What this task involves: From the listing below, work out how many lines contain "React". Reply with that number only.

— Begin Given material —

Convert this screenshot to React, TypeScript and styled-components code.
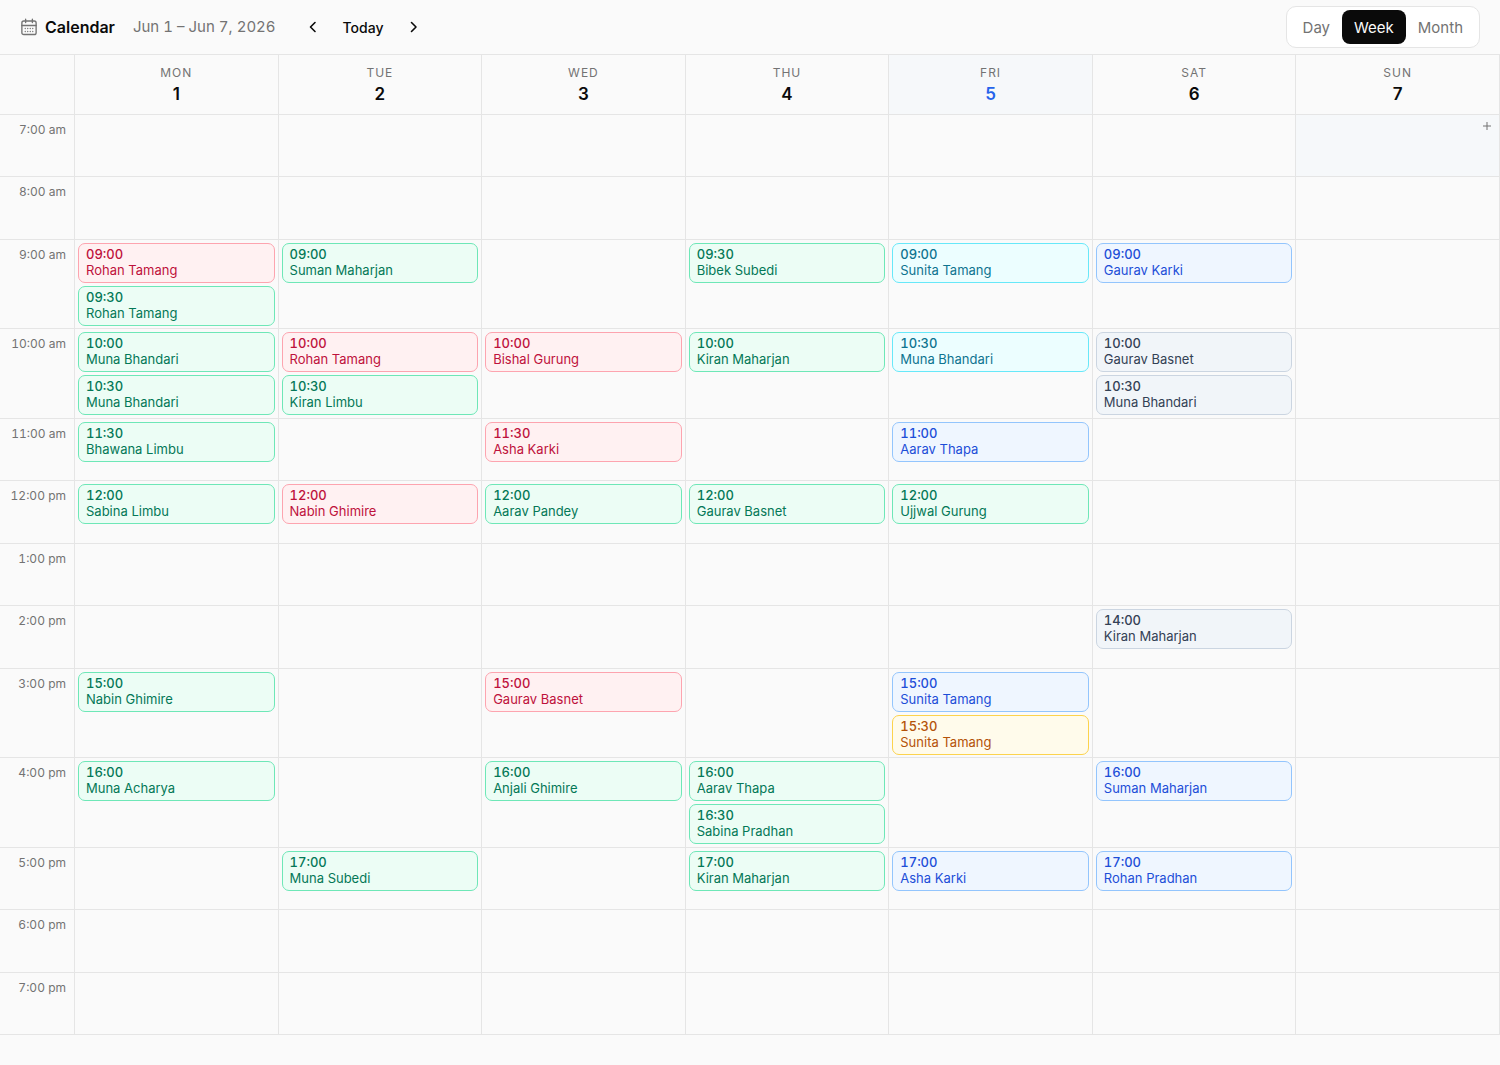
import React from "react";
import styled, { createGlobalStyle } from "styled-components";

const GlobalStyle = createGlobalStyle`
  *, *::before, *::after { box-sizing: border-box; }
  body {
    margin: 0;
    background: #fafafa;
    color: #0a0a0a;
    font-family: Inter, "Liberation Sans", sans-serif;
    font-size: 13px;
    -webkit-font-smoothing: antialiased;
  }
  button { font: inherit; color: inherit; }
`;

type Tone = "rose" | "emerald" | "cyan" | "blue" | "slate" | "amber";

const tones: Record<Tone, { bg: string; border: string; text: string }> = {
  rose: { bg: "#fff1f2", border: "#fda4af", text: "#be123c" },
  emerald: { bg: "#ecfdf5", border: "#6ee7b7", text: "#047857" },
  cyan: { bg: "#ecfeff", border: "#67e8f9", text: "#0e7490" },
  blue: { bg: "#eff6ff", border: "#93c5fd", text: "#1d4ed8" },
  slate: { bg: "#f1f5f9", border: "#cbd5e1", text: "#334155" },
  amber: { bg: "#fffbeb", border: "#fcd34d", text: "#b45309" },
};

const Page = styled.main`
  display: flex;
  flex-direction: column;
  min-height: 100vh;
  padding-bottom: 30px;
`;

const Toolbar = styled.header`
  display: flex;
  align-items: center;
  height: 55px;
  padding: 0 20px;
  border-bottom: 1px solid #e5e5e5;
`;

const Title = styled.h1`
  display: flex;
  align-items: center;
  gap: 7px;
  margin: 0 18px 0 0;
  font-size: 16px;
  font-weight: 600;
  line-height: 24px;
`;

const Range = styled.span`
  margin-right: 20px;
  font-size: 15px;
  font-variant-numeric: tabular-nums;
  line-height: 24px;
  color: #737373;
`;

const Stepper = styled.nav`
  display: flex;
  align-items: center;
  gap: 3px;
`;

const IconButton = styled.button`
  display: grid;
  place-items: center;
  width: 34px;
  height: 34px;
  padding: 0;
  border: 0;
  border-radius: 8px;
  background: transparent;
`;

const TodayButton = styled.button`
  height: 34px;
  padding: 0 10px;
  border: 0;
  border-radius: 8px;
  background: transparent;
  font-size: 14px;
  font-weight: 500;
`;

const Segments = styled.div`
  display: flex;
  margin-left: auto;
  padding: 3px 4px;
  border: 1px solid #e5e5e5;
  border-radius: 10px;
  background: #fff;
`;

const Segment = styled.button<{ $active?: boolean }>`
  height: 34px;
  padding: 0 12px;
  border: 0;
  border-radius: 8px;
  background: ${(p) => (p.$active ? "#0a0a0a" : "transparent")};
  color: ${(p) => (p.$active ? "#fafafa" : "#737373")};
  font-size: 15px;
`;

const columns = "75px repeat(7, minmax(0, 1fr))";

const DayRow = styled.div`
  display: grid;
  grid-template-columns: ${columns};
  height: 60px;
  border-bottom: 1px solid #e5e5e5;
`;

const DayHead = styled.div<{ $today?: boolean }>`
  display: flex;
  flex-direction: column;
  align-items: center;
  padding-top: 9px;
  border-right: 1px solid #e5e5e5;
  background: ${(p) => (p.$today ? "#f6f8fa" : "transparent")};
  color: ${(p) => (p.$today ? "#2563eb" : "#0a0a0a")};
`;

const DayName = styled.span`
  font-size: 12px;
  line-height: 17px;
  letter-spacing: 1px;
  text-transform: uppercase;
  color: #737373;
`;

const DayNumber = styled.span`
  font-size: 17px;
  font-weight: 600;
  line-height: 26px;
`;

const Schedule = styled.div<{ $rows: string }>`
  display: grid;
  flex: 1;
  grid-template-columns: ${columns};
  grid-template-rows: ${(p) => p.$rows};
`;

const HourLabel = styled.div`
  padding: 6px 8px 0 0;
  border: solid #e5e5e5;
  border-width: 0 1px 1px 0;
  text-align: right;
  font-size: 12px;
  font-variant-numeric: tabular-nums;
  line-height: 18px;
  color: #737373;
`;

const Slot = styled.div<{ $hover?: boolean }>`
  display: flex;
  flex-direction: column;
  gap: 3px;
  padding: 3px 3px 2px;
  border: solid #e5e5e5;
  border-width: 0 1px 1px 0;
  background: ${(p) => (p.$hover ? "#f6f8fa" : "transparent")};
`;

const AddButton = styled.button`
  display: grid;
  place-items: center;
  align-self: flex-end;
  width: 18px;
  height: 16px;
  padding: 0;
  border: 0;
  background: transparent;
  color: #737373;
`;

const Event = styled.button<{ $tone: Tone }>`
  display: block;
  width: 100%;
  padding: 2px 7px 4px;
  border: 1px solid ${(p) => tones[p.$tone].border};
  border-radius: 7px;
  background: ${(p) => tones[p.$tone].bg};
  color: ${(p) => tones[p.$tone].text};
  font-size: 13px;
  line-height: 16px;
  text-align: left;
`;

const EventTime = styled.span`
  display: block;
  font-weight: 500;
  font-variant-numeric: tabular-nums;
`;

const EventName = styled.span`
  display: block;
  overflow: hidden;
  text-overflow: ellipsis;
  white-space: nowrap;
`;

const days = ["Mon", "Tue", "Wed", "Thu", "Fri", "Sat", "Sun"];

const hours = [7, 8, 9, 10, 11, 12, 13, 14, 15, 16, 17, 18, 19];

type Booking = [day: number, time: string, name: string, tone: Tone];

const bookings: Booking[] = [
  [0, "09:00", "Rohan Tamang", "rose"],
  [0, "09:30", "Rohan Tamang", "emerald"],
  [0, "10:00", "Muna Bhandari", "emerald"],
  [0, "10:30", "Muna Bhandari", "emerald"],
  [0, "11:30", "Bhawana Limbu", "emerald"],
  [0, "12:00", "Sabina Limbu", "emerald"],
  [0, "15:00", "Nabin Ghimire", "emerald"],
  [0, "16:00", "Muna Acharya", "emerald"],
  [1, "09:00", "Suman Maharjan", "emerald"],
  [1, "10:00", "Rohan Tamang", "rose"],
  [1, "10:30", "Kiran Limbu", "emerald"],
  [1, "12:00", "Nabin Ghimire", "rose"],
  [1, "17:00", "Muna Subedi", "emerald"],
  [2, "10:00", "Bishal Gurung", "rose"],
  [2, "11:30", "Asha Karki", "rose"],
  [2, "12:00", "Aarav Pandey", "emerald"],
  [2, "15:00", "Gaurav Basnet", "rose"],
  [2, "16:00", "Anjali Ghimire", "emerald"],
  [3, "09:30", "Bibek Subedi", "emerald"],
  [3, "10:00", "Kiran Maharjan", "emerald"],
  [3, "12:00", "Gaurav Basnet", "emerald"],
  [3, "16:00", "Aarav Thapa", "emerald"],
  [3, "16:30", "Sabina Pradhan", "emerald"],
  [3, "17:00", "Kiran Maharjan", "emerald"],
  [4, "09:00", "Sunita Tamang", "cyan"],
  [4, "10:30", "Muna Bhandari", "cyan"],
  [4, "11:00", "Aarav Thapa", "blue"],
  [4, "12:00", "Ujjwal Gurung", "emerald"],
  [4, "15:00", "Sunita Tamang", "blue"],
  [4, "15:30", "Sunita Tamang", "amber"],
  [4, "17:00", "Asha Karki", "blue"],
  [5, "09:00", "Gaurav Karki", "blue"],
  [5, "10:00", "Gaurav Basnet", "slate"],
  [5, "10:30", "Muna Bhandari", "slate"],
  [5, "14:00", "Kiran Maharjan", "slate"],
  [5, "16:00", "Suman Maharjan", "blue"],
  [5, "17:00", "Rohan Pradhan", "blue"],
];

const at = (day: number, hour: number) =>
  bookings.filter((b) => b[0] === day && parseInt(b[1], 10) === hour);

// Hours in which some day holds two bookings get a taller share of the grid.
const rowTemplate = hours
  .map((h) => (days.some((_, d) => at(d, h).length > 1) ? "89fr" : "62fr"))
  .join(" ");

const hourText = (h: number) => `${h > 12 ? h - 12 : h}:00 ${h < 12 ? "am" : "pm"}`;

const CalendarIcon = () => (
  <svg width="18" height="18" viewBox="0 0 24 24" fill="none" stroke="#737373" strokeWidth="1.8" strokeLinecap="round" strokeLinejoin="round" aria-hidden="true">
    <rect x="2.5" y="4" width="19" height="18" rx="2.5" />
    <path d="M2.5 10h19M7.5 1.5v4.5M16.5 1.5v4.5" />
    <path d="M7 14h.01M10.3 14h.01M13.7 14h.01M17 14h.01M7 18h.01M10.3 18h.01M13.7 18h.01M17 18h.01" />
  </svg>
);

const Chevron = ({ d }: { d: string }) => (
  <svg width="16" height="16" viewBox="0 0 16 16" fill="none" stroke="currentColor" strokeWidth="1.6" strokeLinecap="round" strokeLinejoin="round" aria-hidden="true">
    <path d={d} />
  </svg>
);

export default function App() {
  return (
    <Page>
      <GlobalStyle />
      <Toolbar>
        <Title>
          <CalendarIcon />
          Calendar
        </Title>
        <Range>Jun 1 – Jun 7, 2026</Range>
        <Stepper aria-label="Week">
          <IconButton type="button" aria-label="Previous week">
            <Chevron d="M10 3.5 5.5 8l4.5 4.5" />
          </IconButton>
          <TodayButton type="button">Today</TodayButton>
          <IconButton type="button" aria-label="Next week">
            <Chevron d="M5.5 3.5 10 8l-4.5 4.5" />
          </IconButton>
        </Stepper>
        <Segments role="group" aria-label="View">
          <Segment type="button">Day</Segment>
          <Segment type="button" $active aria-pressed="true">Week</Segment>
          <Segment type="button">Month</Segment>
        </Segments>
      </Toolbar>
      <DayRow>
        <DayHead />
        {days.map((name, i) => (
          <DayHead key={name} $today={i === 4}>
            <DayName>{name}</DayName>
            <DayNumber>{i + 1}</DayNumber>
          </DayHead>
        ))}
      </DayRow>
      <Schedule $rows={rowTemplate}>
        {hours.map((h) => (
          <React.Fragment key={h}>
            <HourLabel>{hourText(h)}</HourLabel>
            {days.map((name, d) => {
              const hovered = d === 6 && h === 7;
              return (
                <Slot key={name} $hover={hovered}>
                  {at(d, h).map(([, time, who, tone]) => (
                    <Event key={time} type="button" $tone={tone}>
                      <EventTime>{time}</EventTime>
                      <EventName>{who}</EventName>
                    </Event>
                  ))}
                  {hovered && (
                    <AddButton type="button" aria-label="Add booking">
                      <svg width="10" height="10" viewBox="0 0 10 10" stroke="currentColor" aria-hidden="true">
                        <path d="M5 1v8M1 5h8" />
                      </svg>
                    </AddButton>
                  )}
                </Slot>
              );
            })}
          </React.Fragment>
        ))}
      </Schedule>
    </Page>
  );
}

— End Given material —

Written solution: 4